RR: You are absolutely right about his influence. The chord progression of “Goodbye
Mumbai”was very much inspired by Monk, and in particular, a tune he wrote titled,
“Thelonious.” I really love the way drummer Bill Stewart approaches the groove on that piece. He and bassist Peter Washington have such a great hook-up.

JD: Your new CD is called Written in the Rocks. How can we get it?

RR: You’ll find it on Amazon, iTunes or on my website, at There you will also see my other recordings as well. I’m really excited about this one and we are having a great time performing the repertoire. I will be in Vancouver on June 27th and June 28th appearing with my trio with the great Toronto bassist Neil Swainson, Lewis Nash on drums, and Vancouver tenor saxophonist Steve Kaldestad at the new Frankie’s Jazz Club. It will be lovely to see all the Vancouver fans out to enjoy the band. I’ll also be at Dizzy’s Club at Jazz at Lincoln Center in New York City on June 30 through July 3. Lenny White will be playing drums with the quartet, and I’m really looking forward to that!

JD: Are you also playing at the Bamfield Music Festival on Vancouver Island in early July?

RR: Yes, I will be there from July 4th through July 10th, with PJ Perry on saxophone, Neil Swainson again, and Rudy Petschauer on drums. I’ve never been to the west coast of Vancouver Island. Of course, I grew up in North Vancouver and still have many relatives on the island but I’ve never been out to that particular coast and I can’t wait to experience the sheer beauty of that area, and of course, also play for the audiences out there.

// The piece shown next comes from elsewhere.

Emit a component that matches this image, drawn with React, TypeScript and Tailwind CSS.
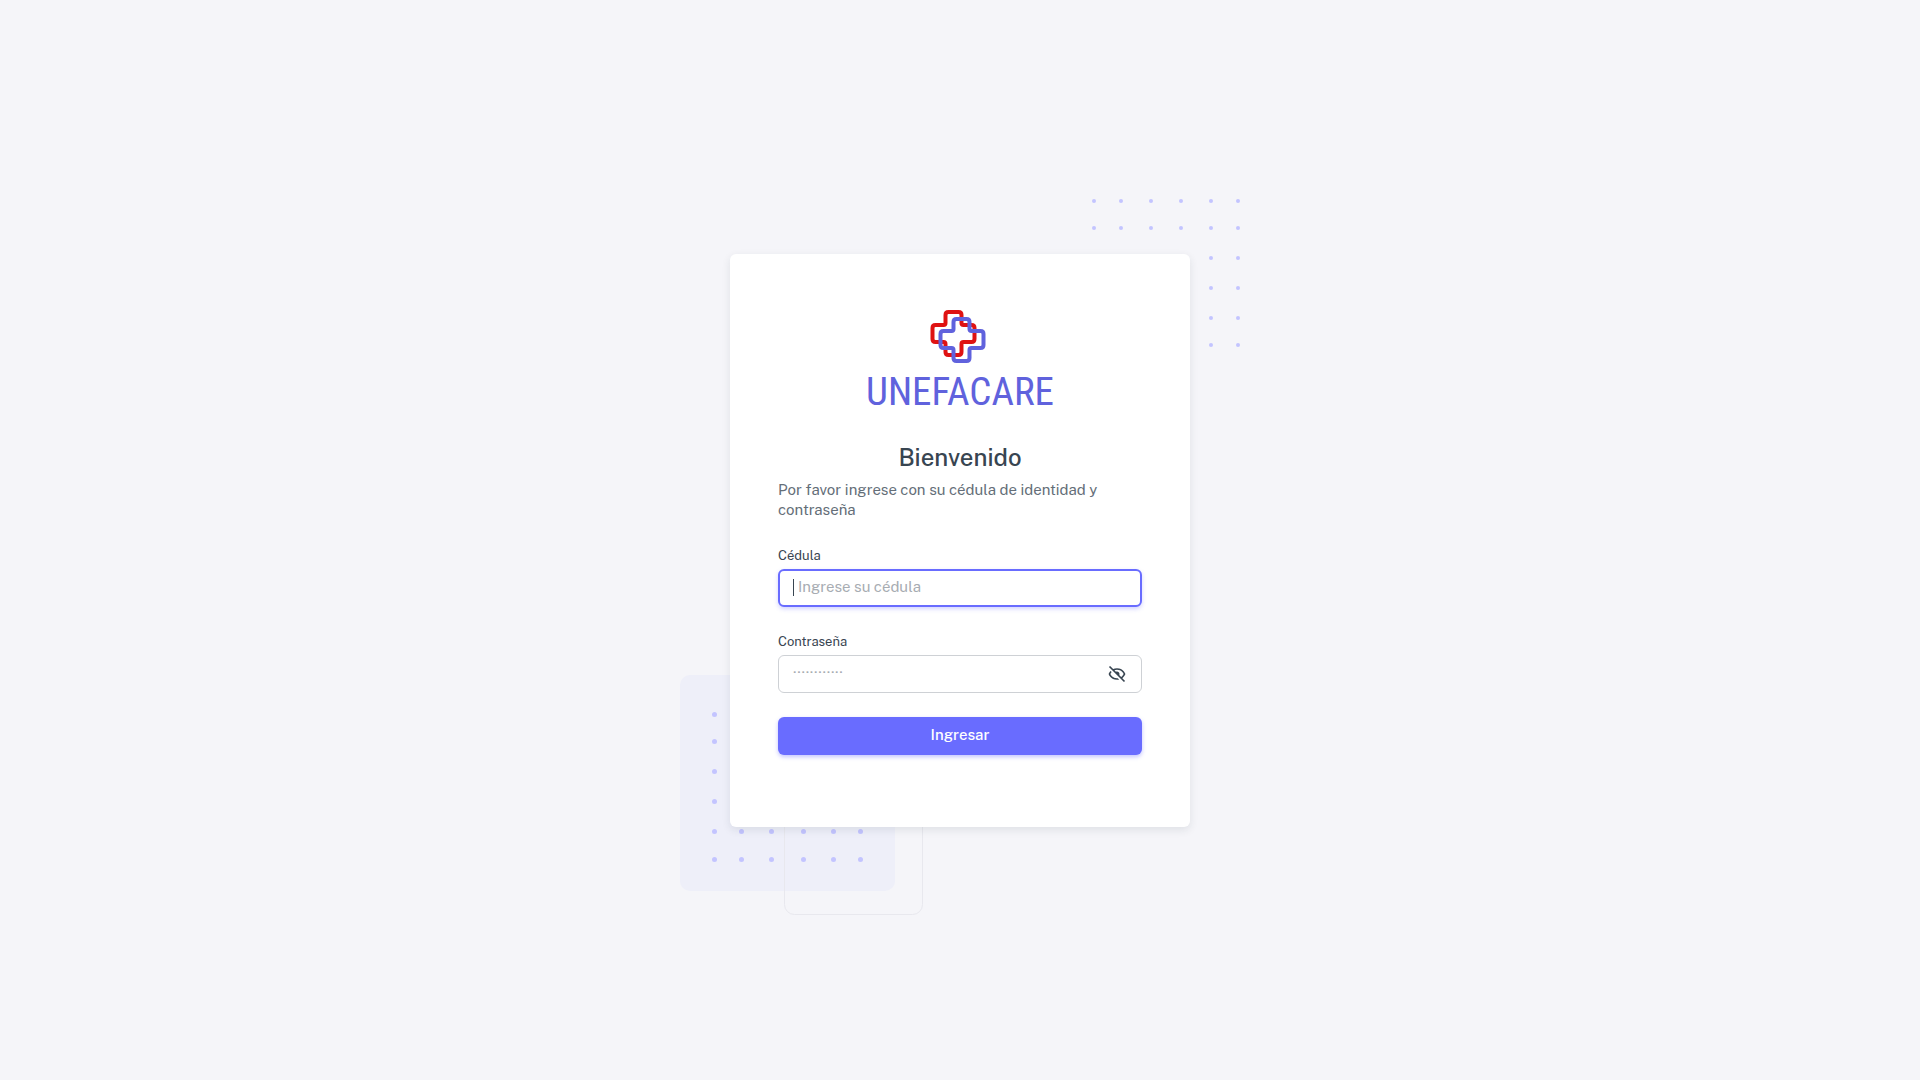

JD: I bet you will enjoy that. Wow, what a group. PJ Perry is one of my all-time favourites
 and Neil Swainson has played with George Shearing and pretty much everybody else at one time or another. Awesome people in that group. You’ll have a lot of fun out there.

RR: I know I will and I love PJ too. I’ve played with PJ a number of times over the years he definitely one of best in Canada and the world too!

JD: OK. Thanks for speaking with me tonight. Good luck with your tour and new CD. Hopefully I’ll get to see you in Vancouver.

RR: Thanks so much for having me on and I look forward to meeting you. Goodbye.